No fueron los únicos ni tampoco los primeros. El número de noviembre de 1938 de la edición británica de Casa & Jardín coincidió con la Noche de los Cristales Rotos, cuando las SA quemaron un millar de sinagogas, destruyeron más de 7.000 negocios judíos y mataron a un centenar de personas, además de arrestar a otras 30.000 y mandarlas a Buchenwald, Dachau y Sachsenhausen. La revista, sin embargo, ofrecía un paseo por la casa Wachenfeld, firmado por un tal William George Fitzgerald, seudónimo de Ignatius Phayre. Esto es lo que dijo de su cómodo pero modesto retiro:


"Originalmente una cabaña de caza, “Haus Wachenfeld” ha crecido hasta convertirse en el atractivo chalé bávaro que está hoy, a 2.000 pies en el Obersalzburg, rodeado de bosques de pinos y árboles frutales.

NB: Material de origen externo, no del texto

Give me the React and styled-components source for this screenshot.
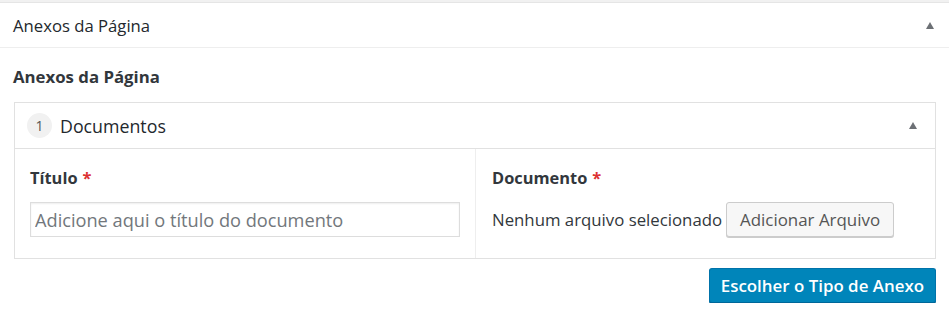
import React from "react";
import styled, { createGlobalStyle } from "styled-components";

const Global = createGlobalStyle`
  html, body {
    margin: 0;
    padding: 0;
    background: #fff;
  }
  body {
    font-family: "Open Sans", "Liberation Sans", sans-serif;
    color: #23282d;
  }
`;

const TopStrip = styled.div`
  height: 2px;
  background: #f1f1f1;
  border-bottom: 1px solid #e5e5e5;
`;

const Postbox = styled.div`
  background: #fff;
`;

const PostboxHeader = styled.div`
  display: flex;
  align-items: center;
  justify-content: space-between;
  height: 44px;
  padding: 0 15px 0 13px;
  border-bottom: 1px solid #eee;
`;

const PostboxTitle = styled.h2`
  margin: 0;
  font-size: 16.7px;
  font-weight: 400;
  color: #23282d;
`;

const Arrow = styled.span`
  width: 0;
  height: 0;
  border-left: 4.5px solid transparent;
  border-right: 4.5px solid transparent;
  border-bottom: 7px solid #6c7075;
`;

const Inside = styled.div`
  padding: 0 13px 0 14px;
`;

const FieldLabel = styled.div`
  box-sizing: border-box;
  height: 54px;
  padding-top: 17px;
  line-height: 24px;
  margin-left: -1px;
  font-size: 16.8px;
  font-weight: 700;
  color: #32373c;
`;

const Repeater = styled.div`
  border: 1px solid #e1e1e1;
`;

const RowHeader = styled.div`
  display: flex;
  align-items: center;
  height: 45px;
  padding: 0 18px 0 12px;
  border-bottom: 1px solid #e1e1e1;
`;

const Num = styled.span`
  display: inline-flex;
  align-items: center;
  justify-content: center;
  width: 25px;
  height: 25px;
  border-radius: 50%;
  background: #f1f1f1;
  color: #555;
  font-size: 14px;
  margin-right: 8px;
`;

const RowTitle = styled.span`
  flex: 1;
  font-size: 17.8px;
  color: #23282d;
`;

const Fields = styled.div`
  display: grid;
  grid-template-columns: 460px 1fr;
  height: 109px;
`;

const Cell = styled.div`
  padding: 18px 16px 0 ${(p) => (p.$divider ? "16px" : "15px")};
  border-left: ${(p) => (p.$divider ? "1px solid #eee" : "none")};
`;

const Label = styled.div`
  font-size: 16.4px;
  font-weight: 700;
  color: #32373c;
  line-height: 22px;
  margin-bottom: 13px;
`;

const Req = styled.span`
  color: #dc3232;
  margin-left: 5px;
`;

const TextInput = styled.input`
  box-sizing: border-box;
  width: 430px;
  height: 35px;
  margin: 0;
  padding: 0 4px;
  border: 1px solid #ddd;
  box-shadow: inset 0 1px 2px rgba(0, 0, 0, 0.07);
  font-family: inherit;
  font-size: 18.2px;
  color: #32373c;
  outline: none;
  &::placeholder {
    color: #72777c;
  }
`;

const FileRow = styled.div`
  display: flex;
  align-items: center;
  gap: 4px;
  font-size: 16.8px;
  color: #32373c;
`;

const Button = styled.button`
  box-sizing: border-box;
  height: 35px;
  padding: 0 ${(p) => (p.$primary ? "11px" : "13px")};
  font-family: inherit;
  font-size: 16.9px;
  border-radius: 3px;
  cursor: pointer;
  background: ${(p) => (p.$primary ? "#0085ba" : "#f7f7f7")};
  color: ${(p) => (p.$primary ? "#fff" : "#555")};
  font-weight: ${(p) => (p.$primary ? 600 : 400)};
  border: 1px solid ${(p) => (p.$primary ? "#0073aa" : "#ccc")};
  border-bottom-color: ${(p) => (p.$primary ? "#006799" : "#ccc")};
  box-shadow: 0 1px 0 ${(p) => (p.$primary ? "#006799" : "#ccc")};
`;

const Actions = styled.div`
  display: flex;
  justify-content: flex-end;
  padding: 9px 0 0;
`;

export default function App() {
  return (
    <>
      <Global />
      <TopStrip />
      <Postbox>
        <PostboxHeader>
          <PostboxTitle>Anexos da Página</PostboxTitle>
          <Arrow />
        </PostboxHeader>
        <Inside>
          <FieldLabel>Anexos da Página</FieldLabel>
          <Repeater>
            <RowHeader>
              <Num>1</Num>
              <RowTitle>Documentos</RowTitle>
              <Arrow />
            </RowHeader>
            <Fields>
              <Cell>
                <Label>
                  Título<Req>*</Req>
                </Label>
                <TextInput placeholder="Adicione aqui o título do documento" />
              </Cell>
              <Cell $divider>
                <Label>
                  Documento<Req>*</Req>
                </Label>
                <FileRow>
                  Nenhum arquivo selecionado
                  <Button>Adicionar Arquivo</Button>
                </FileRow>
              </Cell>
            </Fields>
          </Repeater>
          <Actions>
            <Button $primary>Escolher o Tipo de Anexo</Button>
          </Actions>
        </Inside>
      </Postbox>
    </>
  );
}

El lugar tiene la mejor vista de toda Europa. Esto es decir mucho, ya lo sé. Pero en estos Alpes bávaros hay una clase especial de suave follaje, con cascadas de blanco nevado y cumbres cubiertas de bosque. El efecto de la luz y el aire en la casa se ve intensificado por el gorgeo y el trino de los canarios Harzer que hay en la mayoría de las habitaciones, colgando de jaulas doradas.

Y no vayan a pensar que sus invitados de fin de semana son todos, o la mayoría, altos cargos del Estado. A Hitler le agrada la compañía de brillantes extranjeros, especialmente pintores, cantantes y músicos. Como anfitrión, es un divertido contador de cuentos.

Un chef bávaro, Herr Dannenberg, prepara un impresionate despliegue de platos vegetarianos, salados y sabrosos, tan agradables a la vista como lo son al paladar, todo de acuerdo al estándar alimenticio que exige Hitler. Pero en la casa Wachenfeld hay también una generosa mesa para invitados de otros gustos. Aquí los bons viveurs como el mariscal de campo Goering y Joachim von Ribbentrop se reúnen para cenar."

Menos de un año más tarde, Alemania invadió Polonia. Inglaterra y Francia le declararon la guerra.